The paid online service costs $3.99 a month, $7.99 for a three-month period or $19.99 a year -- and is now required for Switch owners who want to play multiplayer games over the internet. In other words, the service is effectively putting parts of major titles like Splatoon 2 and Mario Kart 8 behind a paywall.

If you were wondering about one of the most popular games in the world, Fortnite, don't fret. You're still able to hop into the battle royale even if you don't have a Nintendo Online account -- it's one of the few games that will continue to allow online multiplayer without a subscription.

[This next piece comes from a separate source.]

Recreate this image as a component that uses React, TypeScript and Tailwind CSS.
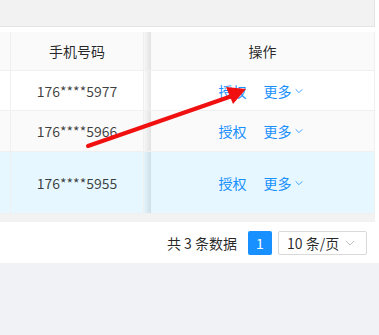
const rows = [
  { phone: "176****5977", bg: "bg-white", h: "h-[40px]" },
  { phone: "176****5966", bg: "bg-[#fafafa]", h: "h-[41px]" },
  { phone: "176****5955", bg: "bg-[#e6f7ff]", h: "h-[62px]" },
];

const font = { fontFamily: '"Noto Sans CJK SC", sans-serif' };

function Chevron({ className }: { className?: string }) {
  return (
    <svg viewBox="0 0 12 12" className={className} fill="none" stroke="currentColor" strokeWidth={1}>
      <path d="M2 4l4 4 4-4" />
    </svg>
  );
}

export default function App() {
  return (
    <div className="relative w-[379px] h-[335px] bg-[#f0f2f5] overflow-hidden text-sm" style={font}>
      <div className="bg-white">
        <div className="w-[375px]">
          {/* 上部 */}
          <div className="h-[27px] bg-[#f2f2f2] border-b border-r border-[#e4e4e4]" />
          <div className="h-[5px]" />

          {/* ヘッダー */}
          <div className="flex h-[39px] bg-[#fafafa] border-b border-r border-[#f0f0f0] text-[rgba(0,0,0,0.85)]">
            <div className="w-[11px] border-r border-[#f0f0f0]" />
            <div className="w-[133px] border-r border-[#f0f0f0] flex items-center justify-center">手机号码</div>
            <div className="w-[7px]" />
            <div className="relative flex-1 flex items-center justify-center">
              <div className="absolute left-[-8px] top-0 bottom-0 w-[8px] bg-gradient-to-r from-transparent to-black/10" />
              操作
            </div>
          </div>

          {/* 行 */}
          {rows.map((r) => (
            <div key={r.phone} className={`flex ${r.h} ${r.bg} border-b border-r border-[#f0f0f0] text-[rgba(0,0,0,0.75)]`}>
              <div className="w-[11px] border-r border-[#f0f0f0]" />
              <div className="w-[133px] border-r border-[#f0f0f0] flex items-center justify-center">{r.phone}</div>
              <div className="w-[7px]" />
              <div className="relative flex-1 flex items-center justify-center pr-[3px] text-[#1890ff]">
                <div className="absolute left-[-8px] top-0 bottom-0 w-[8px] bg-gradient-to-r from-transparent to-black/10" />
                <span>授权</span>
                <span className="ml-[17px]">更多</span>
                <Chevron className="w-[10px] h-[10px] ml-[2px]" />
              </div>
            </div>
          ))}

          <div className="h-[8px] bg-[#f2f2f2]" />
        </div>

        {/* ページネーション */}
        <div className="h-[41px] flex items-center justify-end pr-[12px] text-[rgba(0,0,0,0.85)]">
          <span>共 3 条数据</span>
          <div className="ml-[11px] w-[24px] h-[24px] rounded-[2px] bg-[#1890ff] text-white flex items-center justify-center">1</div>
          <div className="ml-[6px] w-[89px] h-[24px] rounded-[2px] border border-[#d9d9d9] flex items-center pl-[8px] pr-[10px]">
            <span className="flex-1">10 条/页</span>
            <Chevron className="w-[12px] h-[12px] text-[#bfbfbf]" />
          </div>
        </div>
      </div>

      {/* 赤い矢印 */}
      <svg className="absolute inset-0 pointer-events-none" width="379" height="335">
        <line x1="88" y1="146" x2="232" y2="96" stroke="#f01010" strokeWidth="4" strokeLinecap="round" />
        <polygon points="246,89 226,87 233,104" fill="#f01010" />
      </svg>
    </div>
  );
}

The online service also includes library of Nintendo Entertainment System titles, including Mario Bros., Excitebike, Dr. Mario, Balloon Fight and other NES classics -- all sequestered into a special "Nintendo Entertainment System -- Nintendo Switch Online"  app. It's a mouthful of a name, but it actually works pretty well. It even has the same visual filters Nintendo baked into its miniature NES Classic console: 4:3, pixel perfect and a retro TV mode, complete with distortion and scanlines.

These games all have a tacked-on online functionality, letting "player 2" join in remotely. In our brief testing with the feature, this actually worked fairly well -- just select online play from the app's menu and join a friend in progress, or wait for one. When we had a strong connection to another user, it worked great. When we didn't, input lag turned fun into frustration.

There are 20 games in the NES library for now, but Nintendo says it'll be growing the library over the next several months.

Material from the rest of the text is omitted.